--- start of DATA SEGMENT ---

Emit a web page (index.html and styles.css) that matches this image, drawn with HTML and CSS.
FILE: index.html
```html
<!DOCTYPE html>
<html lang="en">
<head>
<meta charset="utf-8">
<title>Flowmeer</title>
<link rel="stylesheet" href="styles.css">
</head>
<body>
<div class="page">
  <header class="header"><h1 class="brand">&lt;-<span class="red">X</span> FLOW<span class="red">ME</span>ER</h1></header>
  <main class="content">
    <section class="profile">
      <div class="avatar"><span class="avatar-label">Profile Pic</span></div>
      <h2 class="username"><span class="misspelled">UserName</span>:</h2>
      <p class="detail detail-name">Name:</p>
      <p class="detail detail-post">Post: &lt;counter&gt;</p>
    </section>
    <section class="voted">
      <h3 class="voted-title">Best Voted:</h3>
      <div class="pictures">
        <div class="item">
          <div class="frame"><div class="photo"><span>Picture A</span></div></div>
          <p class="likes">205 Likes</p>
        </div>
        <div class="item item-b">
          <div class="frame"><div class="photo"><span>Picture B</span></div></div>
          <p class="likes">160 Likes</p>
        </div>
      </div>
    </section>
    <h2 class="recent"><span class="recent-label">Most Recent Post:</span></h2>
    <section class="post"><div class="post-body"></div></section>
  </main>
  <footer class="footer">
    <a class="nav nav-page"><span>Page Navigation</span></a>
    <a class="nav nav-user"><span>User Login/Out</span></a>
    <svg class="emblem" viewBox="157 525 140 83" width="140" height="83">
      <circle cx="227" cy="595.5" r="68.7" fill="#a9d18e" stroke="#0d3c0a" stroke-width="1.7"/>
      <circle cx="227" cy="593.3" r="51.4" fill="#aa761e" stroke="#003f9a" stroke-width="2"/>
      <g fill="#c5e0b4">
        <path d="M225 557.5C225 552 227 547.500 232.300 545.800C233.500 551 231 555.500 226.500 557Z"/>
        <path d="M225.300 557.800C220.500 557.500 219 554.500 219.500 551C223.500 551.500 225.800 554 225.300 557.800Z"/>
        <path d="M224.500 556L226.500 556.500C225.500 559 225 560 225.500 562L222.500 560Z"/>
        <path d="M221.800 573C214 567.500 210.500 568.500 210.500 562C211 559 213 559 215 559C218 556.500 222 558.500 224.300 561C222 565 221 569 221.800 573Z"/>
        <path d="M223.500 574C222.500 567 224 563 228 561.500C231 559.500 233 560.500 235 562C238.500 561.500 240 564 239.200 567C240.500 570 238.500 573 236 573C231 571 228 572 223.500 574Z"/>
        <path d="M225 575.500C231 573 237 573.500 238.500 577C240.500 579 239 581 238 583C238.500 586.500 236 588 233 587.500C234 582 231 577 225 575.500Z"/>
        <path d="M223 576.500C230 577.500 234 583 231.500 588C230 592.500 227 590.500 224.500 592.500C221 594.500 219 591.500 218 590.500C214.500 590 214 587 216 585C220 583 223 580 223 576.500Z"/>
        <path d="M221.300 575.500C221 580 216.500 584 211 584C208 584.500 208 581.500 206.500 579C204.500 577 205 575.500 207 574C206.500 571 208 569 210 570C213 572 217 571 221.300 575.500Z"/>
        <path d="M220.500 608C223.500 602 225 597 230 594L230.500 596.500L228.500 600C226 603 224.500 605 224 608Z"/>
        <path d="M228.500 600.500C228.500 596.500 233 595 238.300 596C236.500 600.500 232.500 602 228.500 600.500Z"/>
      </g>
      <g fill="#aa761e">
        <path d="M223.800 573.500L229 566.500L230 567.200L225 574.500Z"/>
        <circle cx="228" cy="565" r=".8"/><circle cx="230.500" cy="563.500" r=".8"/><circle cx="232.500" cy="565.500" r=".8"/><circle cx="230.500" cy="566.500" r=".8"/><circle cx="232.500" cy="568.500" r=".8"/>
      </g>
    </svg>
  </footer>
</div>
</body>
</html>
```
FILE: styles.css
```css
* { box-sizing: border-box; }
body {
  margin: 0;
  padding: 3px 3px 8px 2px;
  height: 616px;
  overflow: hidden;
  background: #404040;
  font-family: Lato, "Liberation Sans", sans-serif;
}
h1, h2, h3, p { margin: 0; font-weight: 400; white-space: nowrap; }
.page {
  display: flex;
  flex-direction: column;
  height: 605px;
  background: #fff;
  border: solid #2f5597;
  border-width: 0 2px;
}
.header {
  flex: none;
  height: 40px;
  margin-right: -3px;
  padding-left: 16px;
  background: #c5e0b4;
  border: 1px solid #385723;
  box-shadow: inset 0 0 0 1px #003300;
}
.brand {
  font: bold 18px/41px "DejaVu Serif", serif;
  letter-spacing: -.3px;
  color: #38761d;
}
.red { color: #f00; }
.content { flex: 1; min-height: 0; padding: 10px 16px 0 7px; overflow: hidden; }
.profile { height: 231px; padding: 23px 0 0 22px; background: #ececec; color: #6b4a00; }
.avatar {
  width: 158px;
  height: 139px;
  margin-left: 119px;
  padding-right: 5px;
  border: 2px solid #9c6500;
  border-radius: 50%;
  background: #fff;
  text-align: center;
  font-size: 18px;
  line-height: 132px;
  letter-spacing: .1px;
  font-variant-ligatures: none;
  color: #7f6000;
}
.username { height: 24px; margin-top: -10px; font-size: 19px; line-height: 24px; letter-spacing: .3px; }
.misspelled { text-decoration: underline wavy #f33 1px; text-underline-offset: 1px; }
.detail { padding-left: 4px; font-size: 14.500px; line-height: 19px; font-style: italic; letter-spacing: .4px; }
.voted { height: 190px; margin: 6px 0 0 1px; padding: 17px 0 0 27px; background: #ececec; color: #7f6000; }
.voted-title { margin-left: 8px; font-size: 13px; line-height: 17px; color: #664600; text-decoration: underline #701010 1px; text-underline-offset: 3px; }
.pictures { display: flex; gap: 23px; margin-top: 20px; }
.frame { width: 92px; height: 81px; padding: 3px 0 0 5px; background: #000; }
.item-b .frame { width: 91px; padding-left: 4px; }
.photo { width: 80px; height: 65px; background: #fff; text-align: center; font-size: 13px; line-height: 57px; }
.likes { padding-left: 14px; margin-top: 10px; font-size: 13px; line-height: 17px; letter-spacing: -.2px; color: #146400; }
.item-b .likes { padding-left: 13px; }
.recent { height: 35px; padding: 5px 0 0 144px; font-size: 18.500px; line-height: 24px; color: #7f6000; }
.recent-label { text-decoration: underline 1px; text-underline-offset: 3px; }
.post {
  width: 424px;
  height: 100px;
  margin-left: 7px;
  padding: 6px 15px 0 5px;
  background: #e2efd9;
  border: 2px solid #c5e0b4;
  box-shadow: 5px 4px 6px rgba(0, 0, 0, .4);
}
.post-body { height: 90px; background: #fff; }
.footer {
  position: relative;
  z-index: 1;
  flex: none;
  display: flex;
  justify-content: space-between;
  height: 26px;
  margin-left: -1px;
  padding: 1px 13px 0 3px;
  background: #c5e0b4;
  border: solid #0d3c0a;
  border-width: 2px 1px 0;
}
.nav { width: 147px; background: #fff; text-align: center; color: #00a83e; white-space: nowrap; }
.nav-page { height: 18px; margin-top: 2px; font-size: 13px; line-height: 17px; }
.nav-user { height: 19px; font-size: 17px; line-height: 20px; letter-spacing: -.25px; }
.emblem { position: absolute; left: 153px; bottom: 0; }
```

--- end of DATA SEGMENT ---

#### [PROBLEM DETAILS]
Go back to the listing above and please repeat it exactly.

#### [REPLY]
Emit a web page (index.html and styles.css) that matches this image, drawn with HTML and CSS.
FILE: index.html
```html
<!DOCTYPE html>
<html lang="en">
<head>
<meta charset="utf-8">
<title>Flowmeer</title>
<link rel="stylesheet" href="styles.css">
</head>
<body>
<div class="page">
  <header class="header"><h1 class="brand">&lt;-<span class="red">X</span> FLOW<span class="red">ME</span>ER</h1></header>
  <main class="content">
    <section class="profile">
      <div class="avatar"><span class="avatar-label">Profile Pic</span></div>
      <h2 class="username"><span class="misspelled">UserName</span>:</h2>
      <p class="detail detail-name">Name:</p>
      <p class="detail detail-post">Post: &lt;counter&gt;</p>
    </section>
    <section class="voted">
      <h3 class="voted-title">Best Voted:</h3>
      <div class="pictures">
        <div class="item">
          <div class="frame"><div class="photo"><span>Picture A</span></div></div>
          <p class="likes">205 Likes</p>
        </div>
        <div class="item item-b">
          <div class="frame"><div class="photo"><span>Picture B</span></div></div>
          <p class="likes">160 Likes</p>
        </div>
      </div>
    </section>
    <h2 class="recent"><span class="recent-label">Most Recent Post:</span></h2>
    <section class="post"><div class="post-body"></div></section>
  </main>
  <footer class="footer">
    <a class="nav nav-page"><span>Page Navigation</span></a>
    <a class="nav nav-user"><span>User Login/Out</span></a>
    <svg class="emblem" viewBox="157 525 140 83" width="140" height="83">
      <circle cx="227" cy="595.5" r="68.7" fill="#a9d18e" stroke="#0d3c0a" stroke-width="1.7"/>
      <circle cx="227" cy="593.3" r="51.4" fill="#aa761e" stroke="#003f9a" stroke-width="2"/>
      <g fill="#c5e0b4">
        <path d="M225 557.5C225 552 227 547.500 232.300 545.800C233.500 551 231 555.500 226.500 557Z"/>
        <path d="M225.300 557.800C220.500 557.500 219 554.500 219.500 551C223.500 551.500 225.800 554 225.300 557.800Z"/>
        <path d="M224.500 556L226.500 556.500C225.500 559 225 560 225.500 562L222.500 560Z"/>
        <path d="M221.800 573C214 567.500 210.500 568.500 210.500 562C211 559 213 559 215 559C218 556.500 222 558.500 224.300 561C222 565 221 569 221.800 573Z"/>
        <path d="M223.500 574C222.500 567 224 563 228 561.500C231 559.500 233 560.500 235 562C238.500 561.500 240 564 239.200 567C240.500 570 238.500 573 236 573C231 571 228 572 223.500 574Z"/>
        <path d="M225 575.500C231 573 237 573.500 238.500 577C240.500 579 239 581 238 583C238.500 586.500 236 588 233 587.500C234 582 231 577 225 575.500Z"/>
        <path d="M223 576.500C230 577.500 234 583 231.500 588C230 592.500 227 590.500 224.500 592.500C221 594.500 219 591.500 218 590.500C214.500 590 214 587 216 585C220 583 223 580 223 576.500Z"/>
        <path d="M221.300 575.500C221 580 216.500 584 211 584C208 584.500 208 581.500 206.500 579C204.500 577 205 575.500 207 574C206.500 571 208 569 210 570C213 572 217 571 221.300 575.500Z"/>
        <path d="M220.500 608C223.500 602 225 597 230 594L230.500 596.500L228.500 600C226 603 224.500 605 224 608Z"/>
        <path d="M228.500 600.500C228.500 596.500 233 595 238.300 596C236.500 600.500 232.500 602 228.500 600.500Z"/>
      </g>
      <g fill="#aa761e">
        <path d="M223.800 573.500L229 566.500L230 567.200L225 574.500Z"/>
        <circle cx="228" cy="565" r=".8"/><circle cx="230.500" cy="563.500" r=".8"/><circle cx="232.500" cy="565.500" r=".8"/><circle cx="230.500" cy="566.500" r=".8"/><circle cx="232.500" cy="568.500" r=".8"/>
      </g>
    </svg>
  </footer>
</div>
</body>
</html>
```
FILE: styles.css
```css
* { box-sizing: border-box; }
body {
  margin: 0;
  padding: 3px 3px 8px 2px;
  height: 616px;
  overflow: hidden;
  background: #404040;
  font-family: Lato, "Liberation Sans", sans-serif;
}
h1, h2, h3, p { margin: 0; font-weight: 400; white-space: nowrap; }
.page {
  display: flex;
  flex-direction: column;
  height: 605px;
  background: #fff;
  border: solid #2f5597;
  border-width: 0 2px;
}
.header {
  flex: none;
  height: 40px;
  margin-right: -3px;
  padding-left: 16px;
  background: #c5e0b4;
  border: 1px solid #385723;
  box-shadow: inset 0 0 0 1px #003300;
}
.brand {
  font: bold 18px/41px "DejaVu Serif", serif;
  letter-spacing: -.3px;
  color: #38761d;
}
.red { color: #f00; }
.content { flex: 1; min-height: 0; padding: 10px 16px 0 7px; overflow: hidden; }
.profile { height: 231px; padding: 23px 0 0 22px; background: #ececec; color: #6b4a00; }
.avatar {
  width: 158px;
  height: 139px;
  margin-left: 119px;
  padding-right: 5px;
  border: 2px solid #9c6500;
  border-radius: 50%;
  background: #fff;
  text-align: center;
  font-size: 18px;
  line-height: 132px;
  letter-spacing: .1px;
  font-variant-ligatures: none;
  color: #7f6000;
}
.username { height: 24px; margin-top: -10px; font-size: 19px; line-height: 24px; letter-spacing: .3px; }
.misspelled { text-decoration: underline wavy #f33 1px; text-underline-offset: 1px; }
.detail { padding-left: 4px; font-size: 14.500px; line-height: 19px; font-style: italic; letter-spacing: .4px; }
.voted { height: 190px; margin: 6px 0 0 1px; padding: 17px 0 0 27px; background: #ececec; color: #7f6000; }
.voted-title { margin-left: 8px; font-size: 13px; line-height: 17px; color: #664600; text-decoration: underline #701010 1px; text-underline-offset: 3px; }
.pictures { display: flex; gap: 23px; margin-top: 20px; }
.frame { width: 92px; height: 81px; padding: 3px 0 0 5px; background: #000; }
.item-b .frame { width: 91px; padding-left: 4px; }
.photo { width: 80px; height: 65px; background: #fff; text-align: center; font-size: 13px; line-height: 57px; }
.likes { padding-left: 14px; margin-top: 10px; font-size: 13px; line-height: 17px; letter-spacing: -.2px; color: #146400; }
.item-b .likes { padding-left: 13px; }
.recent { height: 35px; padding: 5px 0 0 144px; font-size: 18.500px; line-height: 24px; color: #7f6000; }
.recent-label { text-decoration: underline 1px; text-underline-offset: 3px; }
.post {
  width: 424px;
  height: 100px;
  margin-left: 7px;
  padding: 6px 15px 0 5px;
  background: #e2efd9;
  border: 2px solid #c5e0b4;
  box-shadow: 5px 4px 6px rgba(0, 0, 0, .4);
}
.post-body { height: 90px; background: #fff; }
.footer {
  position: relative;
  z-index: 1;
  flex: none;
  display: flex;
  justify-content: space-between;
  height: 26px;
  margin-left: -1px;
  padding: 1px 13px 0 3px;
  background: #c5e0b4;
  border: solid #0d3c0a;
  border-width: 2px 1px 0;
}
.nav { width: 147px; background: #fff; text-align: center; color: #00a83e; white-space: nowrap; }
.nav-page { height: 18px; margin-top: 2px; font-size: 13px; line-height: 17px; }
.nav-user { height: 19px; font-size: 17px; line-height: 20px; letter-spacing: -.25px; }
.emblem { position: absolute; left: 153px; bottom: 0; }
```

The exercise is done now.